## To be done
Reproduce nothing but the lines from the start of the material through the line that includes "const input = 'block", both ends included, and omit every picture.

## Start Data shown

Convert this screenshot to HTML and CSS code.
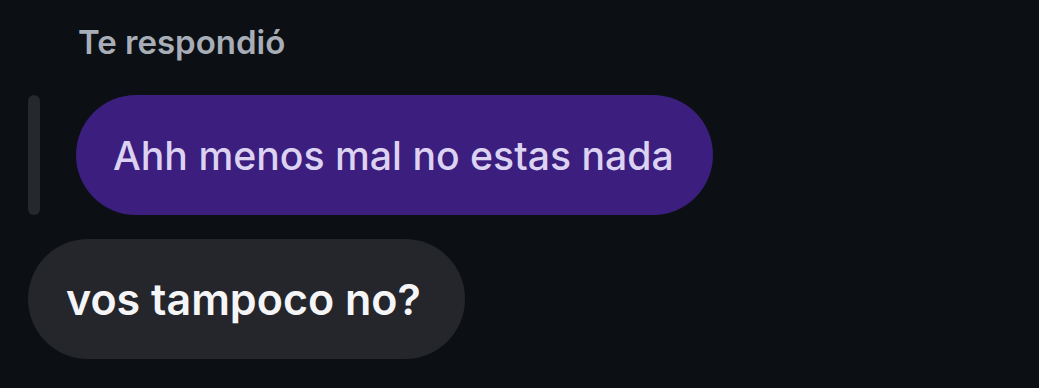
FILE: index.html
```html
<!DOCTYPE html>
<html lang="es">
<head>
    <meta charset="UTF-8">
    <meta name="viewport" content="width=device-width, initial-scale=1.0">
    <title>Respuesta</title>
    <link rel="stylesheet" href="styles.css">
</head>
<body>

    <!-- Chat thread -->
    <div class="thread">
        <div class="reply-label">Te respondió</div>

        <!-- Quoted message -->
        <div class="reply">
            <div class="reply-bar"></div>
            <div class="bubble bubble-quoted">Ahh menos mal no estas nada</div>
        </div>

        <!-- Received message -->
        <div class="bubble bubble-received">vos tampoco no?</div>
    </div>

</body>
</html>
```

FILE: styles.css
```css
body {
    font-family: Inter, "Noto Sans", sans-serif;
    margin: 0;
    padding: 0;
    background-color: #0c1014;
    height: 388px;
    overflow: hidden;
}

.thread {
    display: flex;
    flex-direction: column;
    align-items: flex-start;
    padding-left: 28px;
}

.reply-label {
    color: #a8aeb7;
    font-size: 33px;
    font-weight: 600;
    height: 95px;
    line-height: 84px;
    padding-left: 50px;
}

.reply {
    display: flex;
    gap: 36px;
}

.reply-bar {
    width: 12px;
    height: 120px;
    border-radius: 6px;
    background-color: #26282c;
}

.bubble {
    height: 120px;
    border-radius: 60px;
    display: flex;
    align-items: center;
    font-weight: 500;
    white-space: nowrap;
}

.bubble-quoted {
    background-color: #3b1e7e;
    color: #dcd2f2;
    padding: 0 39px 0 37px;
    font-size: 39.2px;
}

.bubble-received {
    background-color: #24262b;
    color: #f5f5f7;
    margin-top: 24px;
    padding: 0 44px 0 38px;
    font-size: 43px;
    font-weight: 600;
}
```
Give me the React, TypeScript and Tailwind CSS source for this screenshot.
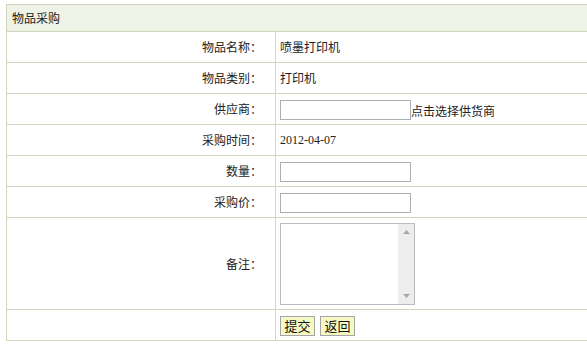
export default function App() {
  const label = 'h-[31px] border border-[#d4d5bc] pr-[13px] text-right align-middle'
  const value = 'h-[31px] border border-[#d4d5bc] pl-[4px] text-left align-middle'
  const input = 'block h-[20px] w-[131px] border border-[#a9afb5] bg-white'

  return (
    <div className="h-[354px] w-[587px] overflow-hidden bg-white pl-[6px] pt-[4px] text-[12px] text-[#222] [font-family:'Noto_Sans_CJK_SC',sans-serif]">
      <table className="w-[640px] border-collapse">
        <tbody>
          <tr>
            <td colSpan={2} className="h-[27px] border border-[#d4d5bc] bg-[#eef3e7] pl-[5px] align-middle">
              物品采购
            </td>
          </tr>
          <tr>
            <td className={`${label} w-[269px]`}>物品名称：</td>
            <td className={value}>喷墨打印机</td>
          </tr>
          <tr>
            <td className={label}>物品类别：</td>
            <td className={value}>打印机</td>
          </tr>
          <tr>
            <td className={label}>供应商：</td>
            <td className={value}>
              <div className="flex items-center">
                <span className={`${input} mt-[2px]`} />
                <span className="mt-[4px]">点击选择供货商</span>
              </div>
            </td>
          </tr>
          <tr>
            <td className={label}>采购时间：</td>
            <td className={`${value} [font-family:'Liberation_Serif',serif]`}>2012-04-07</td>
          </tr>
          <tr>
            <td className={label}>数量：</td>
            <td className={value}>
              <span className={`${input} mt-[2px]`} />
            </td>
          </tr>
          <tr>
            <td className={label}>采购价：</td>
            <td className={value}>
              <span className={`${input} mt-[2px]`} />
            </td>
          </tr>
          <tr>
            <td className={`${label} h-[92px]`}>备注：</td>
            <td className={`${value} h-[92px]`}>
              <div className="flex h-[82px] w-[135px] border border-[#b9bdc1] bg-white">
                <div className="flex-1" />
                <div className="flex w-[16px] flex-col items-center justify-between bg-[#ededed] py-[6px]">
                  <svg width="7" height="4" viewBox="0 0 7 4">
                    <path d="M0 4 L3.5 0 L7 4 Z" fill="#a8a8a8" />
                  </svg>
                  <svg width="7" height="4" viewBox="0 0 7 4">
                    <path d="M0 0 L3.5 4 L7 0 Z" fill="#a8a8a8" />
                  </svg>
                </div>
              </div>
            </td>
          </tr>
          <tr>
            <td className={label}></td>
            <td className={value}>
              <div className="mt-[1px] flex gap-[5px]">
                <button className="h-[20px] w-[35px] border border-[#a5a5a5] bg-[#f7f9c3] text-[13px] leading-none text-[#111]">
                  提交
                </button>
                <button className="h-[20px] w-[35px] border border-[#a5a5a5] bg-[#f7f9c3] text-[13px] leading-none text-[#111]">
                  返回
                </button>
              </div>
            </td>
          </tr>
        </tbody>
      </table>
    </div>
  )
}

## End Data shown

## Correct answer
Convert this screenshot to HTML and CSS code.
FILE: index.html
```html
<!DOCTYPE html>
<html lang="es">
<head>
    <meta charset="UTF-8">
    <meta name="viewport" content="width=device-width, initial-scale=1.0">
    <title>Respuesta</title>
    <link rel="stylesheet" href="styles.css">
</head>
<body>

    <!-- Chat thread -->
    <div class="thread">
        <div class="reply-label">Te respondió</div>

        <!-- Quoted message -->
        <div class="reply">
            <div class="reply-bar"></div>
            <div class="bubble bubble-quoted">Ahh menos mal no estas nada</div>
        </div>

        <!-- Received message -->
        <div class="bubble bubble-received">vos tampoco no?</div>
    </div>

</body>
</html>
```

FILE: styles.css
```css
body {
    font-family: Inter, "Noto Sans", sans-serif;
    margin: 0;
    padding: 0;
    background-color: #0c1014;
    height: 388px;
    overflow: hidden;
}

.thread {
    display: flex;
    flex-direction: column;
    align-items: flex-start;
    padding-left: 28px;
}

.reply-label {
    color: #a8aeb7;
    font-size: 33px;
    font-weight: 600;
    height: 95px;
    line-height: 84px;
    padding-left: 50px;
}

.reply {
    display: flex;
    gap: 36px;
}

.reply-bar {
    width: 12px;
    height: 120px;
    border-radius: 6px;
    background-color: #26282c;
}

.bubble {
    height: 120px;
    border-radius: 60px;
    display: flex;
    align-items: center;
    font-weight: 500;
    white-space: nowrap;
}

.bubble-quoted {
    background-color: #3b1e7e;
    color: #dcd2f2;
    padding: 0 39px 0 37px;
    font-size: 39.2px;
}

.bubble-received {
    background-color: #24262b;
    color: #f5f5f7;
    margin-top: 24px;
    padding: 0 44px 0 38px;
    font-size: 43px;
    font-weight: 600;
}
```
Give me the React, TypeScript and Tailwind CSS source for this screenshot.
export default function App() {
  const label = 'h-[31px] border border-[#d4d5bc] pr-[13px] text-right align-middle'
  const value = 'h-[31px] border border-[#d4d5bc] pl-[4px] text-left align-middle'
  const input = 'block h-[20px] w-[131px] border border-[#a9afb5] bg-white'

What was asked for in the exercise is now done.